И далее про «переворот в его душе»... Ни слова про безумие, сумасшествие. Минутой позже бросит Гертруде: «...на чем ваш сын несчастный помешался». – Конкретно, ясно и без околичностей. Но это услышит только королева. Официально же – как факт – безумие Гамлета еще не признано, хотя новость об этом уже могла дойти до Гидьденстерна и Розенкранца, если не в Виттенберге, то, по крайней мере, при первых их шагах в Эльсиноре.

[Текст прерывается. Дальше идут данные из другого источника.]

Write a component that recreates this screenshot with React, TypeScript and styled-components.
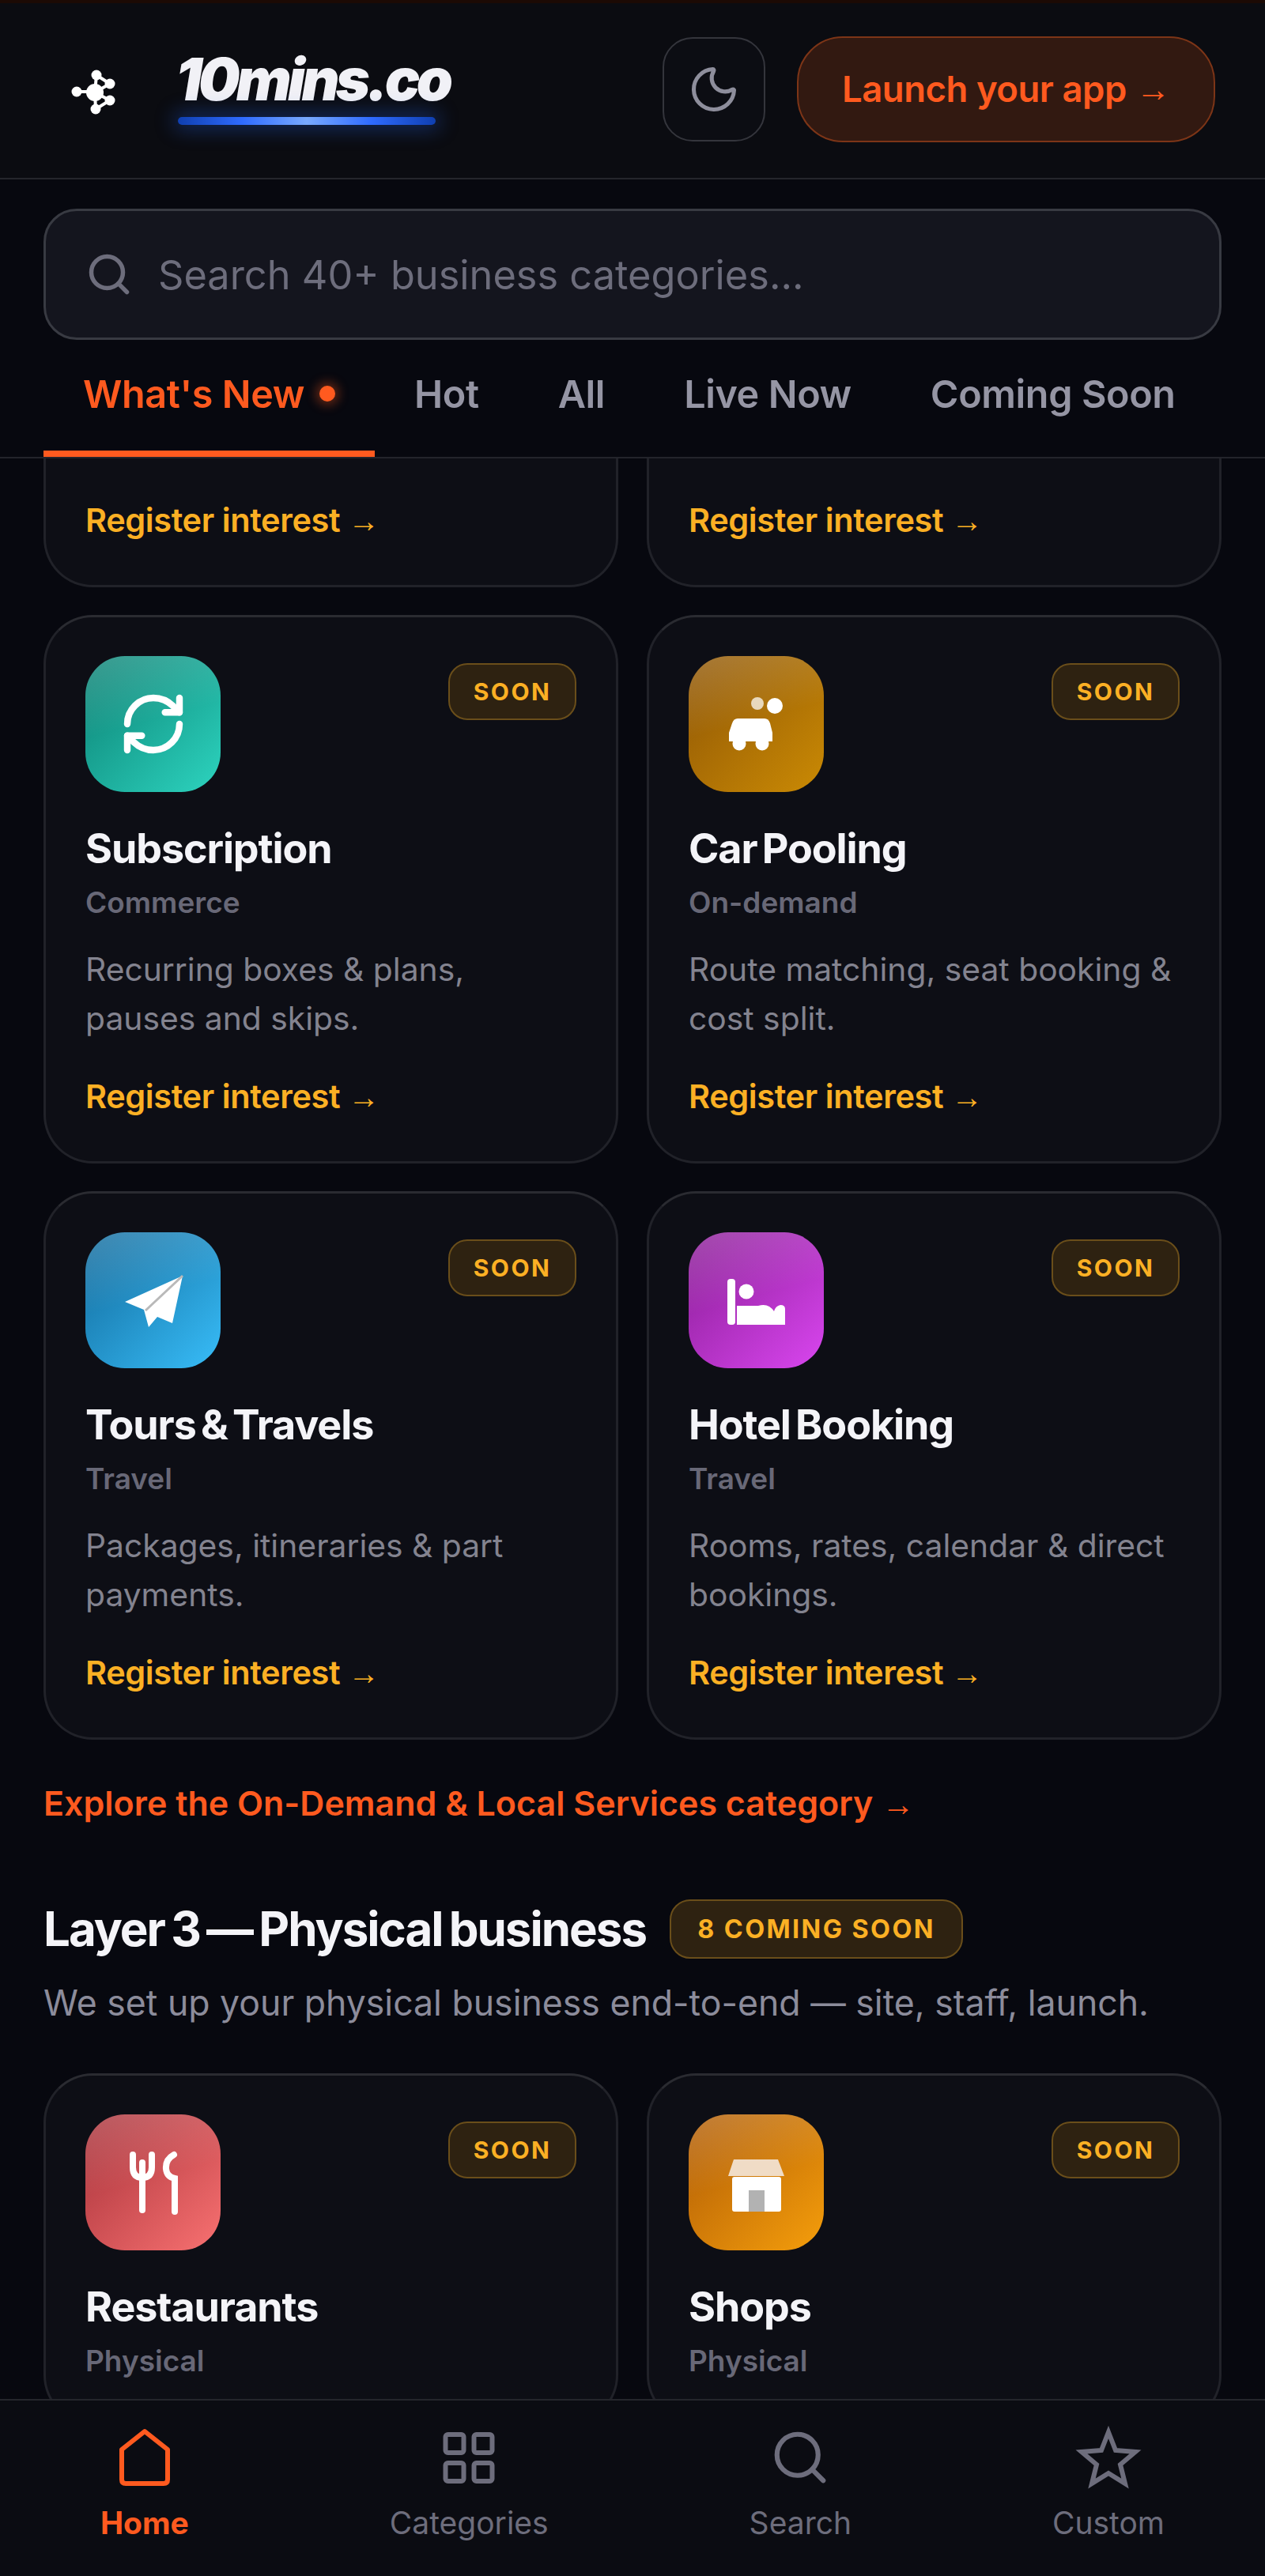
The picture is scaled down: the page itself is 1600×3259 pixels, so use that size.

Короче говоря, король слежку разрешил. Ни обещаний, ни дипломатичных оборотов, смягчающих щекотливость поручения. И отвернулся к советникам: еще не все обсудили. Гертруда чуть не задохнулась от возмущения и спешит исправить бестактность короля: со шпионами надо вести себя ласково, надо платить им щедро, а то ведь переметнутся к тому, кто пообещает больше, глазом не моргнут. Нежно воркует, мурлычет с ними королева. Розенкранц понял, оценил это, но и намекнул:

– Чтоб волю изъявлять не в виде просьбы,

 А в повеленьи.

То есть, просьба это хорошо, но приказ надежней. А еще лучше бы договорчик подписать... Король даже не обернулся. Но тут взревел Гильденстерн. Про свою готовность, про свое горенье. – Разумеется, не столько из энтузиазма, а чтобы привлечь внимание Клавдия. Тут уж обернулись все в недоумении: так громко орать никто из подданных себе не позволял до сих пор в Эльсиноре. Брезгливо поморщившись, король благодарит их и снова возвращается к своим делам. Гертруда тоже благодарит, но по-своему и как бы извиняясь за сухость короля:

– Пожалуйста, пройдите тотчас к сыну.

 Он так переменился!

Никто из придворных даже с места не сдвинулся. – Что за порядки! Пришлось повторить: «Господа, пусть кто-нибудь их к Гамлету проводит». От группы, окружающей короля, кто-то отделяется (наверно, это всюду поспевающий «выдвиженец» Озрик) и изъявляет готовность проводить шпионов. А Гильденстерна уже не унять. Захлебываясь от чувств и упиваясь своим ответственным заданием, заверяет он королеву в своей преданности. Тут уж и она с трудом выдержала: «Бог на помощь». Розенкранц, незаметно дернув друга за рукав, уводит его скорее вслед за Озриком.